On the other hand, the need for achieving a balance between electric power generation and demand has added to the emergence of smaller electric power generation and demand environments called microgrids, in which adaptation of production to load can be performed much more dynamically due to their distributed smaller elements and the geographical proximity of all elements (which in addition helps reduce transport loses). The load curve for a microgrid disaggregates electric power consumption data, making traditional methods (designed for nation- or region-wide forecasting) unsuitable for its direct application because of two main reasons. In microgrids, not only the aggregated consumption figure is several times smaller than in region-wide areas, but the load curve presents a much higher variability and does not always conform to the same shape. Some examples of typical load curves for different environments are presented in Figure 1 in order to illustrate the differences. It is easy to realize that the typical load curve is noisier and presents abrupter changes as the environment is more disaggregated.
This paper presents an ANN-based architectural model for Short-Term Load Forecasting (STLF) in small microgrid scenarios.
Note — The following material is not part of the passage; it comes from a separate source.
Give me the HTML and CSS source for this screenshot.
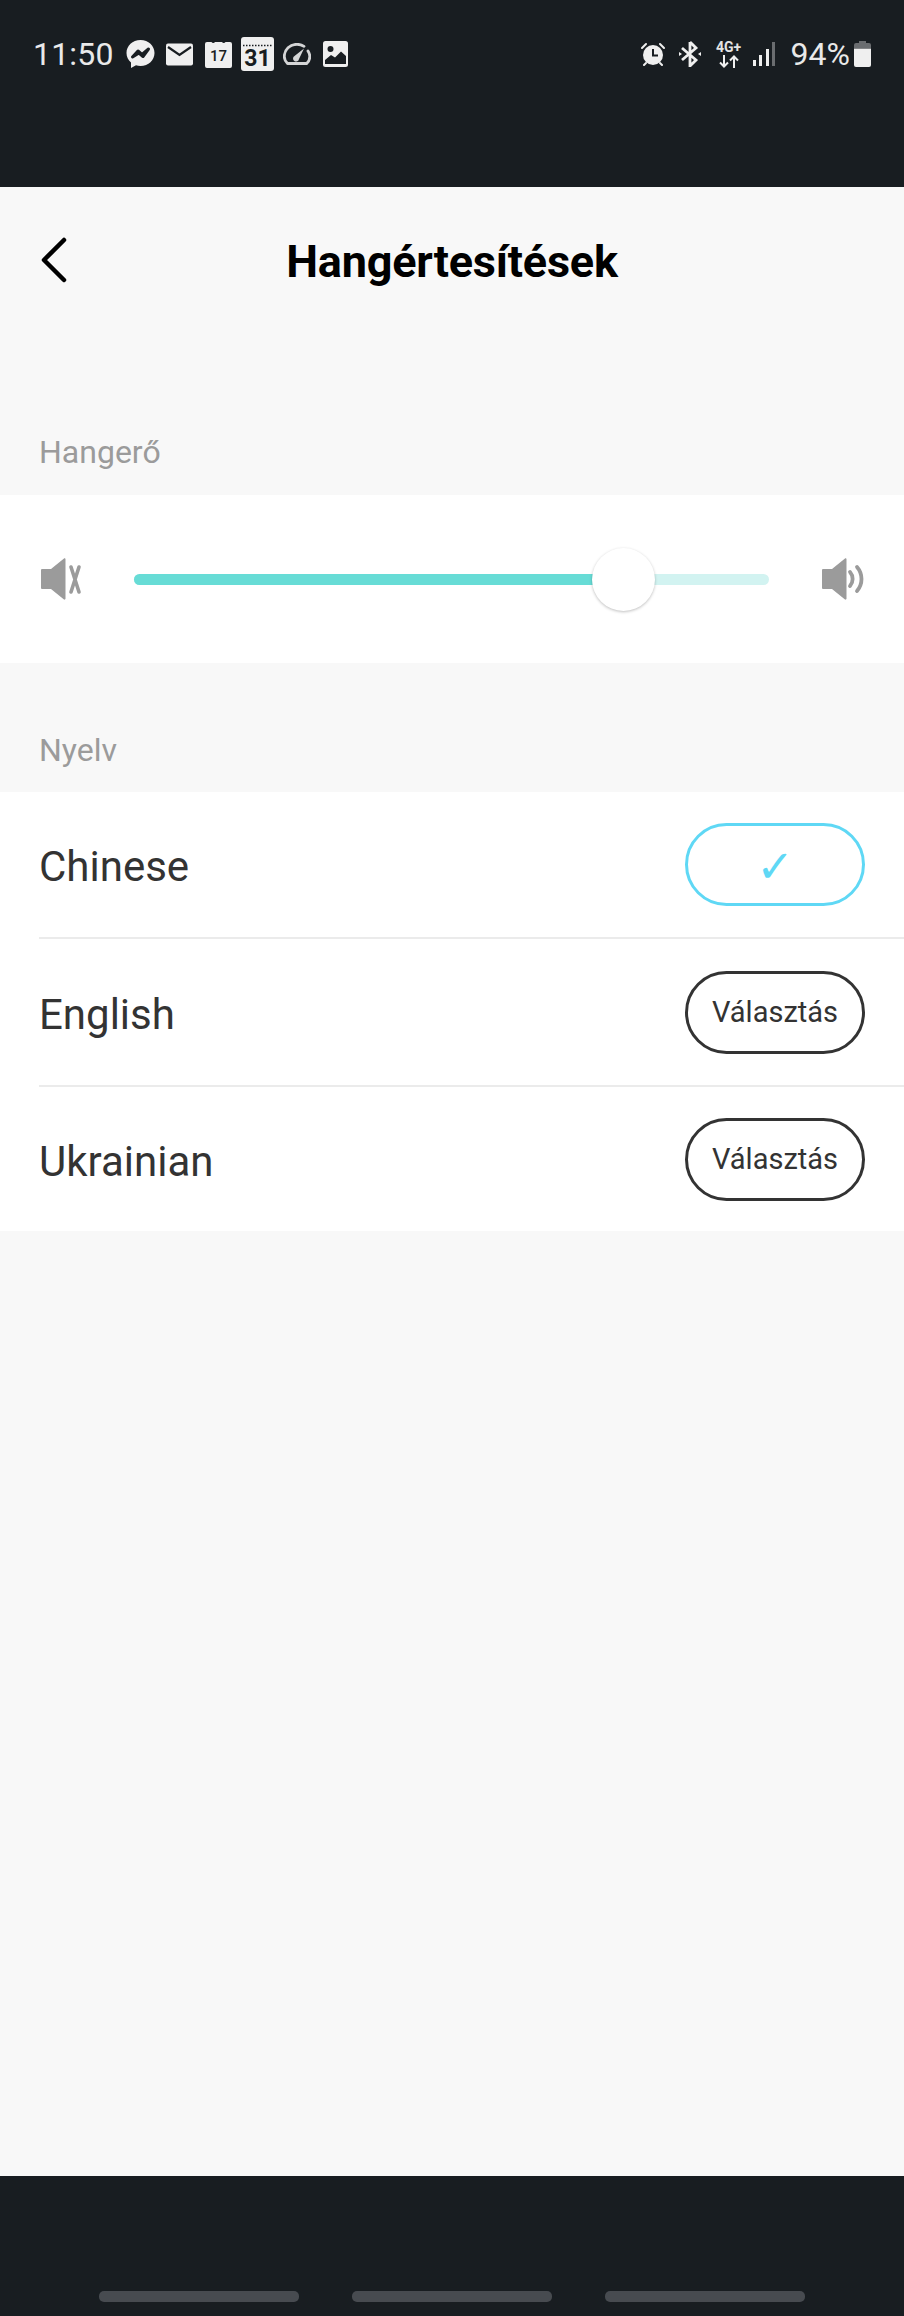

After this introduction, Section 2 briefly presents the global concept of Smart Grid (SG) and microgrid (which represents an evolution of traditional grids into more localized power generation systems) and new distributed-intelligence technologies, which are expected to be incorporated into different components of the grid. Section 3 reviews the state of the art of the application of ANNs in load forecasting. Section 4 describes a new proposal for an ANN-based architectural model for STLF in microgrid environments. Section 5 presents the validation of the model with real world data. Section 6 analyzes the results obtained and, finally, Section 7 summarizes the conclusions of this study.
Figure 1. (a) Country; (b) substation (potential microgrid); (c) industrial park (potential microgrid); (d) home consumption.
Figure 1. (a) Country; (b) substation (potential microgrid); (c) industrial park (potential microgrid); (d) home consumption.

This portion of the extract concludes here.